At the age of 50 I was diagnosed with Parkinson’s disease—a chronic, neurodegenerative movement disorder for which there is no cure. Globally, roughly ten million people are affected by Parkinson’s. The mainstay symptomatic therapy, L-DOPA, is more than 50 years old. While L-DOPA is effective at reducing the symptoms of Parkinson’s for a few years, eventually it causes debilitating unwanted movements, or dyskinesia in the majority of patients taking it. After ten years of L-DOPA, up to 90 percent of patients are affected by dyskinesia—in other words, the treatment ends up being worse than the disease.
Facing these facts, the first few years after my diagnosis were bleak. Then finally one day, I had a eureka moment—could we revolutionize how new Parkinson’s treatments are being researched by using artificial intelligence?
Watson drug discovery capabilities
At IBM, I teach startups how to use Watson, IBM’s artificial intelligence platform. I know Watson’s capacity for ingesting and analyzing data, and its ability to reason and learn. One of the key challenges with finding new treatments is that getting a new drug approved for the market is a monumental task at a cost of over $2.5 billion and over a timeframe of approximately 10 years.
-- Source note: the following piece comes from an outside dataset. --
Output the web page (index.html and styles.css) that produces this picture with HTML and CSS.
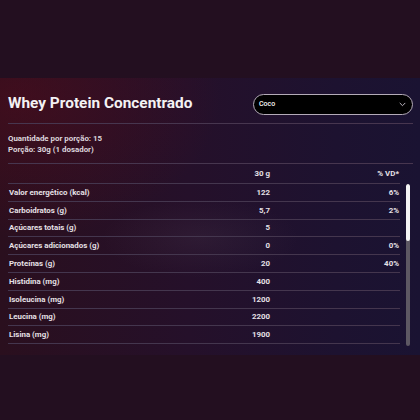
FILE: index.html
```html
<!DOCTYPE html>
<html lang="pt-BR">
<head>
<meta charset="utf-8">
<title>Whey Protein Concentrado</title>
<link rel="stylesheet" href="styles.css">
</head>
<body>
<section class="panel">
  <div class="glow"></div>
  <header class="head">
    <h1 class="title">Whey Protein Concentrado</h1>
    <div class="select">
      <span class="select-label">Coco</span>
      <svg class="chev" width="7" height="5" viewBox="0 0 7 5"><path d="M1 1.2 L3.5 3.7 L6 1.2" fill="none" stroke="#b9b3bd" stroke-width="1" stroke-linecap="round" stroke-linejoin="round"/></svg>
    </div>
  </header>
  <div class="info">
    <p>Quantidade por porção: 15</p>
    <p>Porção: 30g (1 dosador)</p>
  </div>
  <div class="table-wrap">
    <div class="table">
      <div class="row hrow"><span></span><span class="num">30 g</span><span class="num">% VD*</span></div>
      <div class="row"><span>Valor energético (kcal)</span><span class="num">122</span><span class="num">6%</span></div>
      <div class="row"><span>Carboidratos (g)</span><span class="num">5,7</span><span class="num">2%</span></div>
      <div class="row"><span>Açúcares totais (g)</span><span class="num">5</span><span class="num"></span></div>
      <div class="row"><span>Açúcares adicionados (g)</span><span class="num">0</span><span class="num">0%</span></div>
      <div class="row"><span>Proteínas (g)</span><span class="num">20</span><span class="num">40%</span></div>
      <div class="row"><span>Histidina (mg)</span><span class="num">400</span><span class="num"></span></div>
      <div class="row"><span>Isoleucina (mg)</span><span class="num">1200</span><span class="num"></span></div>
      <div class="row"><span>Leucina (mg)</span><span class="num">2200</span><span class="num"></span></div>
      <div class="row"><span>Lisina (mg)</span><span class="num">1900</span><span class="num"></span></div>
    </div>
    <div class="scrollbar"><div class="thumb"></div></div>
  </div>
</section>
</body>
</html>
```
FILE: styles.css
```css
html, body {
  margin: 0;
  padding: 0;
}
body {
  width: 420px;
  height: 420px;
  background: #230f20;
  font-family: Roboto, "Liberation Sans", sans-serif;
  color: #e8e2e8;
  overflow: hidden;
}
.panel {
  position: relative;
  margin-top: 78px;
  height: 277px;
  padding: 0 7px 0 8px;
  background:
    radial-gradient(ellipse 200px 140px at 20px 20px, rgba(90, 12, 28, 0.45), rgba(90, 12, 28, 0) 100%),
    linear-gradient(90deg, #2a0f1e 0%, #25102a 45%, #1d1230 80%, #1a1332 100%);
  overflow: hidden;
}
.glow {
  position: absolute;
  left: 100px;
  top: 120px;
  width: 200px;
  height: 80px;
  background: radial-gradient(ellipse at center, rgba(140, 130, 140, 0.09), rgba(140, 130, 140, 0) 70%);
  pointer-events: none;
}
.head {
  position: relative;
  display: flex;
  justify-content: space-between;
  align-items: center;
  height: 44px;
  padding-top: 1px;
  border-bottom: 1px solid #47364f;
}
.title {
  margin: 0;
  font-size: 15.4px;
  font-weight: 700;
  color: #f4f2f4;
  padding-top: 3px;
}
.select {
  display: flex;
  align-items: center;
  justify-content: space-between;
  box-sizing: border-box;
  width: 160px;
  height: 21px;
  margin-top: 6px;
  padding: 0 6px 0 5px;
  background: #000;
  border: 1px solid #b4abb8;
  border-radius: 11px;
}
.select-label {
  font-size: 7px;
  font-weight: 500;
  color: #fff;
}
.info {
  position: relative;
  padding: 9px 0 8px 0;
  border-bottom: 1px solid #47364f;
}
.info p {
  margin: 0;
  font-size: 7.9px;
  font-weight: 700;
  line-height: 11px;
  color: #ddd6dd;
}
.table-wrap {
  position: relative;
  display: flex;
  align-items: flex-start;
}
.table {
  width: 392px;
}
.row {
  display: grid;
  grid-template-columns: 202px 60px 129px;
  align-items: center;
  height: 16.8px;
  padding-right: 1px;
  border-bottom: 1px solid #44364e;
  font-size: 7.9px;
  font-weight: 700;
  color: #e6e0e6;
}
.row span:first-child {
  padding-left: 1px;
}
.hrow {
  height: 19px;
}
.num {
  text-align: right;
}
.scrollbar {
  margin-left: 6px;
  margin-top: 20px;
  width: 3.5px;
  height: 162px;
  border-radius: 2px;
  background: #5d5863;
  overflow: hidden;
}
.thumb {
  height: 57px;
  background: #f4f4f4;
  border-radius: 2px;
}
```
An easier approach is to identify drugs already approved to treat one condition, that are safe for human use, and then repurposing them for another condition. Given what I’ve seen with Watson, I thought its drug discovery capabilities could potentially accelerate finding an existing drug that could be used off-label to improve Parkinson’s patients’ quality of life.
I took the idea to my neurologist, Dr. Connie Marras. She was curious and brought in her research colleagues at the University Health Network’s Morton and Gloria Shulman Movement Disorders Centre (MDC) in Toronto, including Dr. Naomi Visanji. We formed a team—IBM Watson Health, the Ontario Brain Institute and the MDC.
Cutting through unchartered territory
First the team put together training information about dyskinesia for Watson and narrowed the scope of the study to 3,500 drugs that met some basic criteria for having the potential to be repurposed for Parkinson’s. Then within roughly 30 minutes, Watson was able to read the relevant scientific literature, absorb patterns and draw parallels between related information. The results were encouraging—within Watson’s top five percent of ranked candidate drugs, some were already known to have some potential to impact dyskinesia in pre-clinical studies. This gave us hope that Watson might find new effective drugs within its top ranked candidates.
Examining the list further, Dr. Naomi Visanji and her colleagues flagged five candidates with novel plausible antidyskinetic mechanisms of action that to her knowledge no one had considered before. According to Dr. Visanji, the first of these five drugs is undergoing lab testing and showing some exciting preliminary results that it’s working against dyskinesia. Just knowing about the other possible drugs however, wasn’t enough; they still had to be clinically tested.
Putting Watson results to the test
As a testament to our work and its potential to revolutionize how Parkinson’s patients are treated, the Canadian Institutes of Health Research (CIHR) awarded our team a grant in January 2018. This grant will cover the costs of testing the remaining top candidates in a well-established rodent model of dyskinesia and performing additional pharmacological studies that will ease the translation of any findings to future studies in primates.
Our application ranked in the top 6% of those received by the CIHR, in what is an extremely competitive environment. Our work to date could potentially impact and improve Parkinson’s patient quality of life in a matter of just a few years, easing the burden of L-DOPA-induced dyskinesia. While not a cure for Parkinson’s per se, it’s something that we hope might help improve patient’s quality of life until we have a cure.